Records with interface code:

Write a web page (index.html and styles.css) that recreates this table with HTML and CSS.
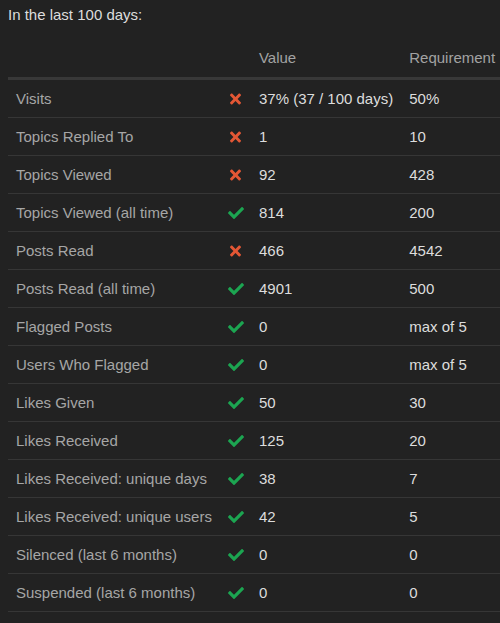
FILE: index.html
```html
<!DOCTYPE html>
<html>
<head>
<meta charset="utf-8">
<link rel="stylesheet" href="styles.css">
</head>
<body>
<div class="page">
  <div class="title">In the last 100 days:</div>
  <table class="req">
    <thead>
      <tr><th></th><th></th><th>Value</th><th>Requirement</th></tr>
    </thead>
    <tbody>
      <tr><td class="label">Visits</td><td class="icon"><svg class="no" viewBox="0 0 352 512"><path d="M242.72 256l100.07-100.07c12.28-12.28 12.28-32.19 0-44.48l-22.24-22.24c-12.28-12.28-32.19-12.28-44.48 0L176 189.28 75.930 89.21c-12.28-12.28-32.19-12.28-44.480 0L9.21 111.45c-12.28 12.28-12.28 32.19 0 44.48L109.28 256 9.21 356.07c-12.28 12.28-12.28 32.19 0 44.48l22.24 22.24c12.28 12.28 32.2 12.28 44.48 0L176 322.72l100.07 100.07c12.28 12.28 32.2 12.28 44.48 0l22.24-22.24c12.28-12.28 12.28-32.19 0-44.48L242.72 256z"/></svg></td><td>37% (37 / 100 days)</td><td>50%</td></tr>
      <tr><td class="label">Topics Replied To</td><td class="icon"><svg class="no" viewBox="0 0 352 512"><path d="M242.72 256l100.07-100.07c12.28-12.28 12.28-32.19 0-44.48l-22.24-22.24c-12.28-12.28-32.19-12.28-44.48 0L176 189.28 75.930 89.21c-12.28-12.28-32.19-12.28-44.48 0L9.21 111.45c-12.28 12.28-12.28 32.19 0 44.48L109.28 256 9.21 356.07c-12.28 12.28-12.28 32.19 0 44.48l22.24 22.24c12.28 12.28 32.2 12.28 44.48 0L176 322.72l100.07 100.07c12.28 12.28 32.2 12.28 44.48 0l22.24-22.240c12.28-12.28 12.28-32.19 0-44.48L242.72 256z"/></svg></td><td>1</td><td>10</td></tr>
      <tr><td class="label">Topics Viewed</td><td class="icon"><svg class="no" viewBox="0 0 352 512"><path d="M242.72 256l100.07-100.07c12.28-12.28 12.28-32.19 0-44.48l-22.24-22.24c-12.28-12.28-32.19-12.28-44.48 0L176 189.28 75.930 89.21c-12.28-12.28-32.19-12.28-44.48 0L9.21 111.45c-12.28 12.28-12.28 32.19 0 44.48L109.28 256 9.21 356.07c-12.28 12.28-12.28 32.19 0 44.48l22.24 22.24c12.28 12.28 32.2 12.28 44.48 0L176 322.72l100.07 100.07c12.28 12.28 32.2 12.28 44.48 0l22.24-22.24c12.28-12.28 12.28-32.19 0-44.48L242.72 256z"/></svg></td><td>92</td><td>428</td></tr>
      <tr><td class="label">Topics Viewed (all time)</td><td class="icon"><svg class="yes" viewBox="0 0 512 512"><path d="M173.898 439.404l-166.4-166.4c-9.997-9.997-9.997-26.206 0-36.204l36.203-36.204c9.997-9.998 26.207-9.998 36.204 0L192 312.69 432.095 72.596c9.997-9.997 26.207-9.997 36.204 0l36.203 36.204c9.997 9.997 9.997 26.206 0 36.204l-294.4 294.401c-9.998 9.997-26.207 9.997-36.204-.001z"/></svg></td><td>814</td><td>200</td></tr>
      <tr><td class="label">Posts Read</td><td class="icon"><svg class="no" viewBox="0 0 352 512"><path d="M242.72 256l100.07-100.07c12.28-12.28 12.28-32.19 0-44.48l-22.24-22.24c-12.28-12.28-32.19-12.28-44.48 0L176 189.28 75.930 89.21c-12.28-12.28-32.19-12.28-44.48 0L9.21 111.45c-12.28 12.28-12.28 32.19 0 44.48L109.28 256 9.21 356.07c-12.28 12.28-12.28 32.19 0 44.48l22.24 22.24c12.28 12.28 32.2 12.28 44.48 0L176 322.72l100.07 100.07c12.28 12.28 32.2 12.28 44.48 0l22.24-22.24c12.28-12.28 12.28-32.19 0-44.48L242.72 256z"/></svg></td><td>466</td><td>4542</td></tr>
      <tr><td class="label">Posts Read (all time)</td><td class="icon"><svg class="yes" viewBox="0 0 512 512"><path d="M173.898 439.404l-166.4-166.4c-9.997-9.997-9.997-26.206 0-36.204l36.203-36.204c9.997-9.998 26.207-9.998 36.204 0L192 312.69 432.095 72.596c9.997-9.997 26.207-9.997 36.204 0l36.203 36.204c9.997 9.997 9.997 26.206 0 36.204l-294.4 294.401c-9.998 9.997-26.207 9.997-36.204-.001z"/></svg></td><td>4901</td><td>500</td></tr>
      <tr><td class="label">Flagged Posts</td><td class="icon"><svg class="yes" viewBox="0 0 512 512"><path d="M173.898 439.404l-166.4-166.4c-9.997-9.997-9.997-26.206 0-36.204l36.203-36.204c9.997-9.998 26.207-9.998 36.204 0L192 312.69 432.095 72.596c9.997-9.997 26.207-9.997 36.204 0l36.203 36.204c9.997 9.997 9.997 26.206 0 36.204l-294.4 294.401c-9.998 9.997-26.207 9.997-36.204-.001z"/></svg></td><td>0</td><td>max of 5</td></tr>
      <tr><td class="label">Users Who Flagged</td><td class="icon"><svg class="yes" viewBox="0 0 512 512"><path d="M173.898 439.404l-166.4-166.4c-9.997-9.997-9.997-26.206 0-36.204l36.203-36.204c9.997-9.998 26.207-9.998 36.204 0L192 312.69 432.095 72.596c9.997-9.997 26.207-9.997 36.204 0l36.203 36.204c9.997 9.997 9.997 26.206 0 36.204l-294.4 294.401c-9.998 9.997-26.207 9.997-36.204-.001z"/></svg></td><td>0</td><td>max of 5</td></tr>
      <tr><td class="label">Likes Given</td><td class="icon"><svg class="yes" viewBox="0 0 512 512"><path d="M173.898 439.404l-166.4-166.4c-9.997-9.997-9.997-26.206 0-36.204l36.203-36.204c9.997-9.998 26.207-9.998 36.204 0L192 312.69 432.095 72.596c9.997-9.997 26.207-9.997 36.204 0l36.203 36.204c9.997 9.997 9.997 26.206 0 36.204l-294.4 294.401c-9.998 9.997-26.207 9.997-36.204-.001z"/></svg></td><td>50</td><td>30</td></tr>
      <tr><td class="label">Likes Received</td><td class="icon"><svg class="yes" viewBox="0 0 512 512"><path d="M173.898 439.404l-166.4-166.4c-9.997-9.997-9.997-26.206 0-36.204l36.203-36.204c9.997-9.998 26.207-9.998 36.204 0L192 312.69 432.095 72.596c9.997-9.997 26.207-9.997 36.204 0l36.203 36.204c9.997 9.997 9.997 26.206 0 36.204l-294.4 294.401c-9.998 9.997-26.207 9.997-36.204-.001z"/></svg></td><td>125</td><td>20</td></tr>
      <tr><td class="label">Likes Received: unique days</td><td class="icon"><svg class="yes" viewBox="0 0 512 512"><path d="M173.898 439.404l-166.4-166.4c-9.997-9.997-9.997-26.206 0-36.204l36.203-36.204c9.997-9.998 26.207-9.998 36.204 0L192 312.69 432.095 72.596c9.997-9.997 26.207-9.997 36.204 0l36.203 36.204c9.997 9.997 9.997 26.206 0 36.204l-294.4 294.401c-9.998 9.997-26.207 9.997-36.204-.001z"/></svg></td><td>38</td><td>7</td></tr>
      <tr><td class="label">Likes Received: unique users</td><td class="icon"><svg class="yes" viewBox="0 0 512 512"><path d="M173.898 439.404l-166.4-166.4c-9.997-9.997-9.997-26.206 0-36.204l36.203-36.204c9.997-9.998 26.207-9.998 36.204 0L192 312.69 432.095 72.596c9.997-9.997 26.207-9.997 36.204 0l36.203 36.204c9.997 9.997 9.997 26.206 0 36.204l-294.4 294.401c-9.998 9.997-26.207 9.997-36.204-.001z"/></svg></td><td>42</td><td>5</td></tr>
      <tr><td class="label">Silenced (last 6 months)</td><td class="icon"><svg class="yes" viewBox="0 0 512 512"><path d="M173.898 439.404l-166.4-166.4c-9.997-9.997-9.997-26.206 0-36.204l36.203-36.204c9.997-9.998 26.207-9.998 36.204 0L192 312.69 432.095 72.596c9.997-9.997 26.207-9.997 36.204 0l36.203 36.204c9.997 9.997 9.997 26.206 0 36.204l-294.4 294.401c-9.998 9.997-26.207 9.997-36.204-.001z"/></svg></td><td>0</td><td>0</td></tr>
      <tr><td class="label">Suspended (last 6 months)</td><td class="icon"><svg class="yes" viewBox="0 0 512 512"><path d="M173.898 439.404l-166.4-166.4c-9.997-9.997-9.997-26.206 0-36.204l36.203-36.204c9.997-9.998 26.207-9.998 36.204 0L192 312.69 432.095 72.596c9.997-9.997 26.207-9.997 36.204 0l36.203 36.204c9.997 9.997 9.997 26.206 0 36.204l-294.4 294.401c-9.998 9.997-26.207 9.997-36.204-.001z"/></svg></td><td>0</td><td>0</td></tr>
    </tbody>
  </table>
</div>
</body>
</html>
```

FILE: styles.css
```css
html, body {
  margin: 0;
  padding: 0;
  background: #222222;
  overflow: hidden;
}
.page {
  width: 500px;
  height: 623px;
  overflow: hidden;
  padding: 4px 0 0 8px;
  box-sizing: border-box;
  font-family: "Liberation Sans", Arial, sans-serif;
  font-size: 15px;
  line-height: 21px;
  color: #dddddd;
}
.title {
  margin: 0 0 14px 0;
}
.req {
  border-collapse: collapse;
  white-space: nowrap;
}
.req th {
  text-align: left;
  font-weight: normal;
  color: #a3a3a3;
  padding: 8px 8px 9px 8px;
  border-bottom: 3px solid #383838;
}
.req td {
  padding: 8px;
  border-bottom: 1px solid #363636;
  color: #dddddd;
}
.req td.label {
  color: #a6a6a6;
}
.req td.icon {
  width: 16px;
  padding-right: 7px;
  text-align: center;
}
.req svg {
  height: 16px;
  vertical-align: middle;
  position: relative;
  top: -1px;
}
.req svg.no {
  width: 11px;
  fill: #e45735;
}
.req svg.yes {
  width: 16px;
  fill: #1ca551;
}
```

* * *

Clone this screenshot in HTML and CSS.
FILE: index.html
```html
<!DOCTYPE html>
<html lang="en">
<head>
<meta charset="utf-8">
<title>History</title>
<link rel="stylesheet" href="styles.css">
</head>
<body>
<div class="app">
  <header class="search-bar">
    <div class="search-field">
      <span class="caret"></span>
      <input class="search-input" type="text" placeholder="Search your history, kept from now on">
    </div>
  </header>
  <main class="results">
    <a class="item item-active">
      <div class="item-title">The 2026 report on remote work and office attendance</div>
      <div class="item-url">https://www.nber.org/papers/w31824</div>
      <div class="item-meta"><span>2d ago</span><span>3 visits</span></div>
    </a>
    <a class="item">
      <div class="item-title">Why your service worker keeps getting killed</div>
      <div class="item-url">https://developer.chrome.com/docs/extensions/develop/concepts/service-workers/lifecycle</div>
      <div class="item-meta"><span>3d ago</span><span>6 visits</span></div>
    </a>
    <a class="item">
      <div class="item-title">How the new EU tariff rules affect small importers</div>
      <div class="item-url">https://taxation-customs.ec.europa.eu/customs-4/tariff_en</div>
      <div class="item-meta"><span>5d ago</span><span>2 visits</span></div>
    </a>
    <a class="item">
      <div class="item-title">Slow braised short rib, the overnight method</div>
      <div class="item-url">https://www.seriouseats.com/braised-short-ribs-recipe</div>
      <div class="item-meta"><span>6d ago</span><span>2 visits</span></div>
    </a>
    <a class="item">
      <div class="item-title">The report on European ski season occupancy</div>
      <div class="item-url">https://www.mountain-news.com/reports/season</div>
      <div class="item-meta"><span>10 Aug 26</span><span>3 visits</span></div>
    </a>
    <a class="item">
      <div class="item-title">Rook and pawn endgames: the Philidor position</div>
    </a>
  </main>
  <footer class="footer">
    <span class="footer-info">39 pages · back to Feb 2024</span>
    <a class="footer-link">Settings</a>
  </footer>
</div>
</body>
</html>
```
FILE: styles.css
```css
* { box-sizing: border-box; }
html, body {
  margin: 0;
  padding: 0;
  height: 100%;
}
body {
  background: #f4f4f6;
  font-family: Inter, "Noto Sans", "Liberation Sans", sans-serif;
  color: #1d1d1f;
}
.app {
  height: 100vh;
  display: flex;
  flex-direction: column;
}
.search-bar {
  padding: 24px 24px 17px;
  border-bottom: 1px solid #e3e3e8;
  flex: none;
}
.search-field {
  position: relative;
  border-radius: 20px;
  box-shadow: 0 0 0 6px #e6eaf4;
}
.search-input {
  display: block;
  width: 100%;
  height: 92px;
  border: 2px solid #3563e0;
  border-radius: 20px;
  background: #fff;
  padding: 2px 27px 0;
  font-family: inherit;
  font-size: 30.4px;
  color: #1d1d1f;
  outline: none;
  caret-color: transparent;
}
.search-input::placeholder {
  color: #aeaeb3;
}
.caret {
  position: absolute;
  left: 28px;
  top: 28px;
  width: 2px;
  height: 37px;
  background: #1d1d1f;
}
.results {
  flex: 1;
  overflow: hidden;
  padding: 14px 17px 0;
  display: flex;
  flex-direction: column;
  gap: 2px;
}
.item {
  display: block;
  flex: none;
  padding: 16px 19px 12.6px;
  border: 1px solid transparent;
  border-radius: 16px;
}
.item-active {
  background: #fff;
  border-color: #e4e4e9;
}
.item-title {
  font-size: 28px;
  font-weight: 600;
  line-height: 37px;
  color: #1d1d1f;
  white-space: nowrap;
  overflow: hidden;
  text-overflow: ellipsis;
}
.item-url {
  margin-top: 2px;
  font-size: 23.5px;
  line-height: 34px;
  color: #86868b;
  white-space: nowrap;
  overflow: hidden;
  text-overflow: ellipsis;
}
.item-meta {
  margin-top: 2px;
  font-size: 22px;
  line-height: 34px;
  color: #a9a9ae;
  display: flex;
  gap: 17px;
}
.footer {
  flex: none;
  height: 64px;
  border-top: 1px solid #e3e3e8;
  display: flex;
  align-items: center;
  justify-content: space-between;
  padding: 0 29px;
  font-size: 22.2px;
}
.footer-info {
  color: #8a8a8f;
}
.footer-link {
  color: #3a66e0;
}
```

---

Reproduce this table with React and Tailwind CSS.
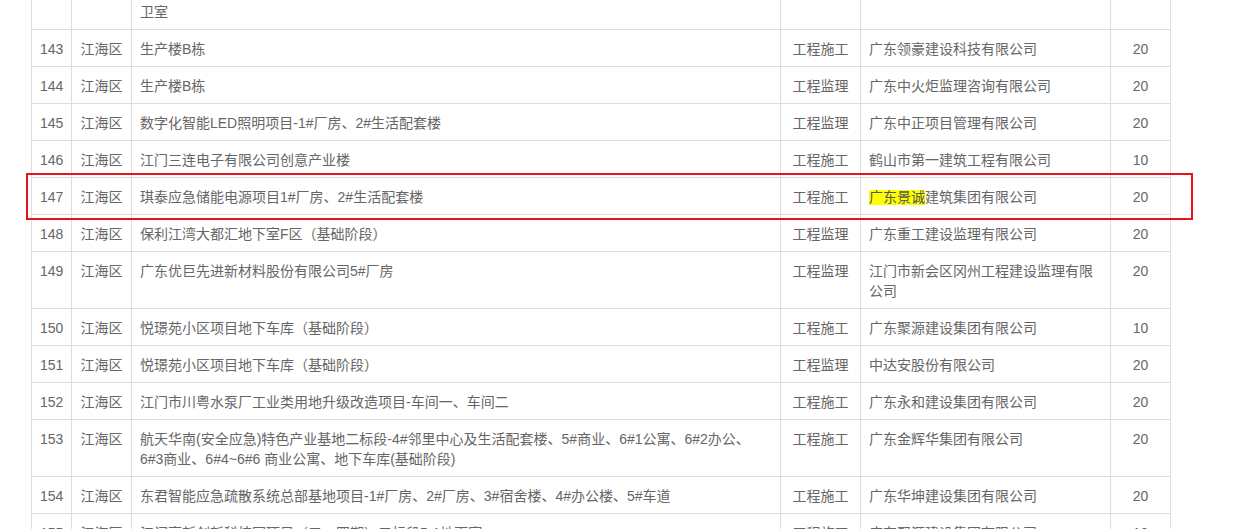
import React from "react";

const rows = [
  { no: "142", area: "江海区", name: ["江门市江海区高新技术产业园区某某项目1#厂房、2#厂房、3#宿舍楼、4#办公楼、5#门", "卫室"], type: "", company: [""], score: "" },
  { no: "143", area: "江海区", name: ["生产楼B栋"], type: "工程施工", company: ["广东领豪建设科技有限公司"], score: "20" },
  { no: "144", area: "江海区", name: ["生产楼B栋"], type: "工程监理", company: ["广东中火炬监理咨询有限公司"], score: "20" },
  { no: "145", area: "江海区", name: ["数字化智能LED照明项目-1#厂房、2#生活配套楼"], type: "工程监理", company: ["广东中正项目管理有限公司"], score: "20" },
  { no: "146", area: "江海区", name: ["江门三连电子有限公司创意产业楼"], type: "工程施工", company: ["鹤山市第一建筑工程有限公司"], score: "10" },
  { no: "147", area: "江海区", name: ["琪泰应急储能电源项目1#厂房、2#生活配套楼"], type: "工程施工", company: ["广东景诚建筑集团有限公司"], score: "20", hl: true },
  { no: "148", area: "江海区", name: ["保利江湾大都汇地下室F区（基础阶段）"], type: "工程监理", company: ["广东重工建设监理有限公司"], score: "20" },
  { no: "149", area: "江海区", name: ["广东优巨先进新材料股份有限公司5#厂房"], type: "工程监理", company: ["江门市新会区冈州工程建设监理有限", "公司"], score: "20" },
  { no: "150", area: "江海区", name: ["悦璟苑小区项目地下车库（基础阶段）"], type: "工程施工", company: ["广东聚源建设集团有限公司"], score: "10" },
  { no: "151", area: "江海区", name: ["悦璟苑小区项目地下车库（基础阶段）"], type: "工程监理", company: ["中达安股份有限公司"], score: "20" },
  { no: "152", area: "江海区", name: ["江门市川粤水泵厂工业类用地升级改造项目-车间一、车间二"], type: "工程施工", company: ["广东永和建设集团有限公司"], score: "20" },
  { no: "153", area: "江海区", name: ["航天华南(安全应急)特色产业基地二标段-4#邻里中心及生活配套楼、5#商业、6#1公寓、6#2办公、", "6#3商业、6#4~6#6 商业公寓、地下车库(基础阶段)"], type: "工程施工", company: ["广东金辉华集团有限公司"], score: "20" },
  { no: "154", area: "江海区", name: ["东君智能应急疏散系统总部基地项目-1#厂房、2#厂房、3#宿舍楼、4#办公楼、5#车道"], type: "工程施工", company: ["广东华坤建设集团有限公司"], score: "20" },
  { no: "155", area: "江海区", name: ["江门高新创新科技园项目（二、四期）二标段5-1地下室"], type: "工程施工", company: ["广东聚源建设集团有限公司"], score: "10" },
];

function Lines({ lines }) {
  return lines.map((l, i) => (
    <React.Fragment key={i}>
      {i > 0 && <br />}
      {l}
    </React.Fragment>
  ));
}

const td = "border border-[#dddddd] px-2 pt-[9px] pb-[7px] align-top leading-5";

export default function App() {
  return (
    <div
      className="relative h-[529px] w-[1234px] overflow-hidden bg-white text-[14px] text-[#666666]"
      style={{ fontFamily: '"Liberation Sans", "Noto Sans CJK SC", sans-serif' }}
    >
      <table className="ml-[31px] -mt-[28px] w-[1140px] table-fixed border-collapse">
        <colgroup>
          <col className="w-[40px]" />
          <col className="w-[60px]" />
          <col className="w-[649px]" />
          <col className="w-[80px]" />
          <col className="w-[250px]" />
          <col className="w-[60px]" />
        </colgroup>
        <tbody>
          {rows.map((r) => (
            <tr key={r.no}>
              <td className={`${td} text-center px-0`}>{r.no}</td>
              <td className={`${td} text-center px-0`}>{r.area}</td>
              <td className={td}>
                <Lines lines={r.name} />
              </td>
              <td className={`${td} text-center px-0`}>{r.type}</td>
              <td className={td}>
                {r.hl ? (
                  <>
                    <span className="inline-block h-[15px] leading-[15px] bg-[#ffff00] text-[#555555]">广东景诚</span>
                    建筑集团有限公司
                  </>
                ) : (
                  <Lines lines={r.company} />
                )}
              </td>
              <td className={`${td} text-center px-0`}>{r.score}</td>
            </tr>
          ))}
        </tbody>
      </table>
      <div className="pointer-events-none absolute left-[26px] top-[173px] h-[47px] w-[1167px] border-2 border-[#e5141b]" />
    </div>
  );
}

WRITTEN TASK: Repeat exactly the part that opens with the line containing "Reproduce this table" and closes with the line containing "import React from". Include both end lines, and drop the pictures.

SOLUTION TO THIS PROBLEM:
Reproduce this table with React and Tailwind CSS.
import React from "react";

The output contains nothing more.